Grantown on Spey lies in the centre of both the Speyside whisky region and the Cairngorm National Park, and is home to the High Street Merchants.  This licensed café sells home-made, organic local food, including vegan and vegetarian cuisine, and also houses a craft brewery. But it’s not just somewhere to eat and drink.  It’s also a gallery selling arts and crafts hand-made in the local community, so it’s a great place to while away an hour or three.  There’s an excellent campsite at Grantown, too.

Inverness Castle on the banks of the river Ness in Inverness Scotland

Inverness Castle on the banks of the river Ness in Inverness Scotland

Inverness can offer you a Kitchen with a view: The Kitchen on the River, with views of the Castle and the River Ness, not only has three floors of restaurant, it has a heated roof terrace.  Alternatively, foodies on a tasting tour might prefer to book a table near the kitchen so they can watch the chefs at work.

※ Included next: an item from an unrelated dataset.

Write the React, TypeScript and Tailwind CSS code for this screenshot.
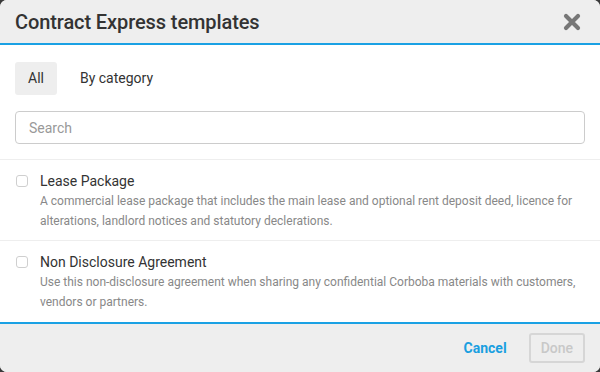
import React from "react";

const templates = [
  {
    title: "Lease Package",
    description:
      "A commercial lease package that includes the main lease and optional rent deposit deed, licence for alterations, landlord notices and statutory declerations.",
  },
  {
    title: "Non Disclosure Agreement",
    description:
      "Use this non-disclosure agreement when sharing any confidential Corboba materials with customers, vendors or partners.",
  },
];

export default function App() {
  return (
    <div className="w-[600px] h-[372px] bg-[#3a3a3a] font-['Roboto',sans-serif]">
      <div className="w-full h-full flex flex-col bg-white rounded-[7px] overflow-hidden">
        {/* header */}
        <div className="h-[45px] shrink-0 bg-[#eeeeee] border-b-2 border-[#1aa1e4] flex items-center justify-between pl-[15px] pr-[19px]">
          <h1 className="text-[20px] font-medium text-[#333] tracking-[-0.1px]">Contract Express templates</h1>
          <svg width="18" height="18" viewBox="0 0 18 18" className="text-[#777]">
            <path d="M3 3 L15 15 M15 3 L3 15" stroke="currentColor" strokeWidth="4.2" strokeLinecap="round" />
          </svg>
        </div>

        {/* body */}
        <div className="flex-1 flex flex-col">
          <div className="px-[15px] pt-[17px]">
            <div className="flex items-center gap-[10px] text-[14px] text-[#333]">
              <button className="h-[33px] px-[13px] rounded-[3px] bg-[#eeeeee]">All</button>
              <button className="h-[33px] px-[13px]">By category</button>
            </div>
            <input
              placeholder="Search"
              className="mt-[16px] w-full h-[33px] border border-[#cccccc] rounded-[4px] px-[13px] text-[14px] placeholder:text-[#999] outline-none"
            />
          </div>

          <div className="mt-[15px] border-t border-[#eeeeee]">
            {templates.map((t, i) => (
              <div
                key={t.title}
                className={`flex gap-[12px] pl-[16px] pr-[15px] pt-[11px] ${i === 0 ? "pb-[9px] border-b border-[#eeeeee]" : "pt-[9px]"}`}
              >
                <div className="mt-[4px] w-[12px] h-[12px] shrink-0 border border-[#cfcfcf] rounded-[3px] bg-white" />
                <div>
                  <div className="text-[14px] text-[#333] leading-[20px]">{t.title}</div>
                  <p className="text-[12px] text-[#888] leading-[20px]">{t.description}</p>
                </div>
              </div>
            ))}
          </div>
        </div>

        {/* footer */}
        <div className="h-[50px] shrink-0 bg-[#eeeeee] border-t-2 border-[#1aa1e4] flex items-center justify-end gap-[22px] pr-[15px]">
          <button className="text-[14px] font-bold text-[#1a9fe0]">Cancel</button>
          <button className="h-[30px] px-[10px] border-2 border-[#d6d6d6] rounded-[3px] text-[14px] font-medium text-[#c8c8c8]">
            Done
          </button>
        </div>
      </div>
    </div>
  );
}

On the Black Isle, across the Cromarty Firth from Inverness, the Eilan Dubh Restaurant at Fortrose is a winner in the Scotland Food and Drink Awards for best locally-sourced restaurant, as well as in the Highlands and Islands Best Eatery Awards.  They use produce from their own croft and other local suppliers – beef, pork, venison, lamb, chicken, seasonal vegetables and fruits, as well as seafood – to create the best Scottish recipes.  They’re only open from Easter onwards, and it’s worth booking at busy periods: the locals rate the restaurant highly.

An article as short as this can only tickle the surface of what Scotland can offer in the way of cafés, restaurant, pubs and bistros.  Even a couple of decades ago, “Scotland for foodies” would have been an alien concept.  Now you can enjoy local Scottish food, well cooked and served with a smile, almost everywhere (just avoid those deep-fried Mars bars!).